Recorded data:
☆ ☆ ☆
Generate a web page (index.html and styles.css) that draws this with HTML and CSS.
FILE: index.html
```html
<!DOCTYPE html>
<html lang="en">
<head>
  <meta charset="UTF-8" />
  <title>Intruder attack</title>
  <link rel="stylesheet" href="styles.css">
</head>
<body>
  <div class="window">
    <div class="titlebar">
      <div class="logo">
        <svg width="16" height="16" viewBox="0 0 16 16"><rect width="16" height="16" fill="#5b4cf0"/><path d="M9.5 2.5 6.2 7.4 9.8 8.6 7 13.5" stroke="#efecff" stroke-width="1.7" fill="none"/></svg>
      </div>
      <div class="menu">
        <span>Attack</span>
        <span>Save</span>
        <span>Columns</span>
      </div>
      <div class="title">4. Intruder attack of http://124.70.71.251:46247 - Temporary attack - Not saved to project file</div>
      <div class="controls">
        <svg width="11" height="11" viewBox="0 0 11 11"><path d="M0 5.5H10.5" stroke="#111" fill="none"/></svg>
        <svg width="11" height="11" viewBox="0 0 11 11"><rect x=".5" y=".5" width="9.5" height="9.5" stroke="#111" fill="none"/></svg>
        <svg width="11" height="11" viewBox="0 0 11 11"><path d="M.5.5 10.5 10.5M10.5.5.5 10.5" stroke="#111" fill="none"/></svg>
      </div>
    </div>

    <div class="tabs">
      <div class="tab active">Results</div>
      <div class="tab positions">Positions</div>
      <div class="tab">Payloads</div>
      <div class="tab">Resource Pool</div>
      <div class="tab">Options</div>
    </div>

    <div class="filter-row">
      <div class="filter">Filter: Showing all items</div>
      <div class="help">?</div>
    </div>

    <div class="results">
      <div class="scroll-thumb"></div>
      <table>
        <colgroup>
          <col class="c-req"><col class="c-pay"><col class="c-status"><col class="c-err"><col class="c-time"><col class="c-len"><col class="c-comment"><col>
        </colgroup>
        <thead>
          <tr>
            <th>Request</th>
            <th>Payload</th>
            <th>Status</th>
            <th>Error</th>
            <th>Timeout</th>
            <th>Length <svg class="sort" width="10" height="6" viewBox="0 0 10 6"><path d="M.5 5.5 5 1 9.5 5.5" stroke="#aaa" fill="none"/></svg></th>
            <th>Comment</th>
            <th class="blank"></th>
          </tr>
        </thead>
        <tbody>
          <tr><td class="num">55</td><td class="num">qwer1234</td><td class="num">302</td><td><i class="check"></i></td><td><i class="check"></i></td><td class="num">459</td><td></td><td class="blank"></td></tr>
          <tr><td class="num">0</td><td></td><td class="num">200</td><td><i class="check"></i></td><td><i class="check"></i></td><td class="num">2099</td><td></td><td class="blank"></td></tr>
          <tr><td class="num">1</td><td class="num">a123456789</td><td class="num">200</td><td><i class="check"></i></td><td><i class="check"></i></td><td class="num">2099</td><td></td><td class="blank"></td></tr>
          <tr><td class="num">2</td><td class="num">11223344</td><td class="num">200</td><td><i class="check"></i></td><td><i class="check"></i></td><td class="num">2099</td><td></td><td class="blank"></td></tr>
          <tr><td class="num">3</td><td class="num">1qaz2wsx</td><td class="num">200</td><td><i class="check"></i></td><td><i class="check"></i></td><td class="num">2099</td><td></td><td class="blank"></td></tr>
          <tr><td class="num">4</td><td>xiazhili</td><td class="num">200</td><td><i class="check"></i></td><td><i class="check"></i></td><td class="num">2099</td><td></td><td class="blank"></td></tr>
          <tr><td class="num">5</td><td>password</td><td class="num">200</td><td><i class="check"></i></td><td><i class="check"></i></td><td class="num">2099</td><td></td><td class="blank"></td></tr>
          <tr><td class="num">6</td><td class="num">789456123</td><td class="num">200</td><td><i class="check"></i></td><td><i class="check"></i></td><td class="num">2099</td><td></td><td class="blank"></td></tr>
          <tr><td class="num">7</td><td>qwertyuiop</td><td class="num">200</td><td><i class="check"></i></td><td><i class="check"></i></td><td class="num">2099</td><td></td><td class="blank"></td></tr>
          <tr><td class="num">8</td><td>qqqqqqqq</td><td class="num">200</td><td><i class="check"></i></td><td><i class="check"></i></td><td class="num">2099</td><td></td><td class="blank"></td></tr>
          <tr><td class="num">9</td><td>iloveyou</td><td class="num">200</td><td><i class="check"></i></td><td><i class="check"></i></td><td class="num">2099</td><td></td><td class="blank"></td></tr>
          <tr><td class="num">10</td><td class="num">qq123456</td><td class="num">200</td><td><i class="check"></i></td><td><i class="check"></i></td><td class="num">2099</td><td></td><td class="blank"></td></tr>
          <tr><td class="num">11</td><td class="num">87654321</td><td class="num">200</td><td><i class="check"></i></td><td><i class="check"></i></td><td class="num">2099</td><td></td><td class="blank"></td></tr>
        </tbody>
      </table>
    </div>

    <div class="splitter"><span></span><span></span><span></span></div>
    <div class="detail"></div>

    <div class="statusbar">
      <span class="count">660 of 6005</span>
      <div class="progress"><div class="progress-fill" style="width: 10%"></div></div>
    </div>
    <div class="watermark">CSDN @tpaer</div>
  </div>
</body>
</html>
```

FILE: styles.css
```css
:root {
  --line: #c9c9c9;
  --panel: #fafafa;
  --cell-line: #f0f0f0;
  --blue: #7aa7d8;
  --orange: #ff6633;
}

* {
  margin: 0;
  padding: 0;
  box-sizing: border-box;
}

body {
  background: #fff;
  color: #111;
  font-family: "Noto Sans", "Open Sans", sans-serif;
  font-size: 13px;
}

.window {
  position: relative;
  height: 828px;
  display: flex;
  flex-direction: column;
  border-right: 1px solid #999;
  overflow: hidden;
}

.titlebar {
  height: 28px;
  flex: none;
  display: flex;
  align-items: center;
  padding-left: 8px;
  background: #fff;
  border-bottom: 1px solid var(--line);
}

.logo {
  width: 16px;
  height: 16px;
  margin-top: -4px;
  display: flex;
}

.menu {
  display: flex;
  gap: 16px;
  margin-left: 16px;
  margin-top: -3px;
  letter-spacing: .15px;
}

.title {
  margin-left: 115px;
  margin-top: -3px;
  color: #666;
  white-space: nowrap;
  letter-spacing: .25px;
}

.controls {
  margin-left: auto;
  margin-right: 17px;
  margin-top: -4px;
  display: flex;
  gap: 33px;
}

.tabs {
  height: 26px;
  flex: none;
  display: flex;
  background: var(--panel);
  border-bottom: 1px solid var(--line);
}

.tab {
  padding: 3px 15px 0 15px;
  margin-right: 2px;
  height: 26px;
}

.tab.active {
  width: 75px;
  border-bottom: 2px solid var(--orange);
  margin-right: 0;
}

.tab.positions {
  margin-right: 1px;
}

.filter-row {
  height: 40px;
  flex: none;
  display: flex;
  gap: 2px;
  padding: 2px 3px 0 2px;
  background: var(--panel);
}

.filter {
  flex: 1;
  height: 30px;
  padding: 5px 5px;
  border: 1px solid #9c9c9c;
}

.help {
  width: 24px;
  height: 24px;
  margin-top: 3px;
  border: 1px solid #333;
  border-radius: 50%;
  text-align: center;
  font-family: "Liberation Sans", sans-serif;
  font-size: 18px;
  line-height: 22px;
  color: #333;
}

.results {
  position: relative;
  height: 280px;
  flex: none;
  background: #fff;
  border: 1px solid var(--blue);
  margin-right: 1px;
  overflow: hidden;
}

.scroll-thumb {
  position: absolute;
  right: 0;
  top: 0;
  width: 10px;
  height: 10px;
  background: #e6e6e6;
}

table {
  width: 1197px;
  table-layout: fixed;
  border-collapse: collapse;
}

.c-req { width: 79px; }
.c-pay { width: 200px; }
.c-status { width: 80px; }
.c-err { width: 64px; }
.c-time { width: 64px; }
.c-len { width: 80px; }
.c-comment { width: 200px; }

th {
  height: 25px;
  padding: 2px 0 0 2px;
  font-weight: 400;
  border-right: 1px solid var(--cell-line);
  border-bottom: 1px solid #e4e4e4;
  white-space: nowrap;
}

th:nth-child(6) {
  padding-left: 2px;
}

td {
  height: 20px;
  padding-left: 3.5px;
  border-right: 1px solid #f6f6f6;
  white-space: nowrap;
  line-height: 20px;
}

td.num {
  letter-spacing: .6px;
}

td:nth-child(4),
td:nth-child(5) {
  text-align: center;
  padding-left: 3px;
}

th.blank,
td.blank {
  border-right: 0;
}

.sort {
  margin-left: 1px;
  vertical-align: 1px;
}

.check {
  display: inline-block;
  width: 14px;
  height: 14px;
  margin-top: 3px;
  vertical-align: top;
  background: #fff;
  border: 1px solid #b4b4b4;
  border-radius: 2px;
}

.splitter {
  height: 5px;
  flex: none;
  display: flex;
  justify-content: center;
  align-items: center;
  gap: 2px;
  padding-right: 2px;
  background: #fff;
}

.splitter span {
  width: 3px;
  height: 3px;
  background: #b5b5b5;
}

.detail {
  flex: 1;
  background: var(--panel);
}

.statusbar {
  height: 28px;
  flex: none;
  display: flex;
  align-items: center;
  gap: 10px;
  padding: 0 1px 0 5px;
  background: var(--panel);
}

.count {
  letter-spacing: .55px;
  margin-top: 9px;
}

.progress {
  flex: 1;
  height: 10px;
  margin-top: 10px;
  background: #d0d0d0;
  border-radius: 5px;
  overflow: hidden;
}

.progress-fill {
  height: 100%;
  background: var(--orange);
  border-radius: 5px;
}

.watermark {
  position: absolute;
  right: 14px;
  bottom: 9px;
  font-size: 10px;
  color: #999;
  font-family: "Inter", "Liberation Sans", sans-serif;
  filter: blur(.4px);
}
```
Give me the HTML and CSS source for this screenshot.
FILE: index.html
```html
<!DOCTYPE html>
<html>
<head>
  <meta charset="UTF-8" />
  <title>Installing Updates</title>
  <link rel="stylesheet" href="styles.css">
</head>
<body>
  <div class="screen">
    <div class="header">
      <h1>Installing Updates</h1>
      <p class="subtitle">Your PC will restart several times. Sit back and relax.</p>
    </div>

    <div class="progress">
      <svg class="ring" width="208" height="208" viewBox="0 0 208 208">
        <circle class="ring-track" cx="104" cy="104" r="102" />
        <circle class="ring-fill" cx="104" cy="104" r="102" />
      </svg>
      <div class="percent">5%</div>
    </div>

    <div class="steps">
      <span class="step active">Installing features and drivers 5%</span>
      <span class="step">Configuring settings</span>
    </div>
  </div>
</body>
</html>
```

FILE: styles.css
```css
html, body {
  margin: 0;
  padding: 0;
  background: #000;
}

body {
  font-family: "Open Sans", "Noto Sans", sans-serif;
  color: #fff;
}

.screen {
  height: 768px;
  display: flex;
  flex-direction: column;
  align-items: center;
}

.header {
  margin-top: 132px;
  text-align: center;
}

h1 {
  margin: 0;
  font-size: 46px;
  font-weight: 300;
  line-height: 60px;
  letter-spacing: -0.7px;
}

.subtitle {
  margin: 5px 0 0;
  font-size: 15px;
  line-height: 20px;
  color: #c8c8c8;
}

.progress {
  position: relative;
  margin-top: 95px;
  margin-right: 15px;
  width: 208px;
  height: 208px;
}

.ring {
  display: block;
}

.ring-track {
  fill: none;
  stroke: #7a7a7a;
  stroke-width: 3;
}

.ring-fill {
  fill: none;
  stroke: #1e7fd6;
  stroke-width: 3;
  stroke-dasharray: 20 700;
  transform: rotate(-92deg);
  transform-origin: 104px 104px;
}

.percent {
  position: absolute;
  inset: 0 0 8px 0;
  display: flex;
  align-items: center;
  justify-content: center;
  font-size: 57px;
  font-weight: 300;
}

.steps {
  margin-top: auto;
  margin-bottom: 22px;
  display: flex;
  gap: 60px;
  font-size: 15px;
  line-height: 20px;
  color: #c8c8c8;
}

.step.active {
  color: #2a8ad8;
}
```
☆ ☆ ☆
[Given request]
Filter the records for lines holding the string "this". Copy each one.

[Output]
Generate a web page (index.html and styles.css) that draws this with HTML and CSS.
Give me the HTML and CSS source for this screenshot.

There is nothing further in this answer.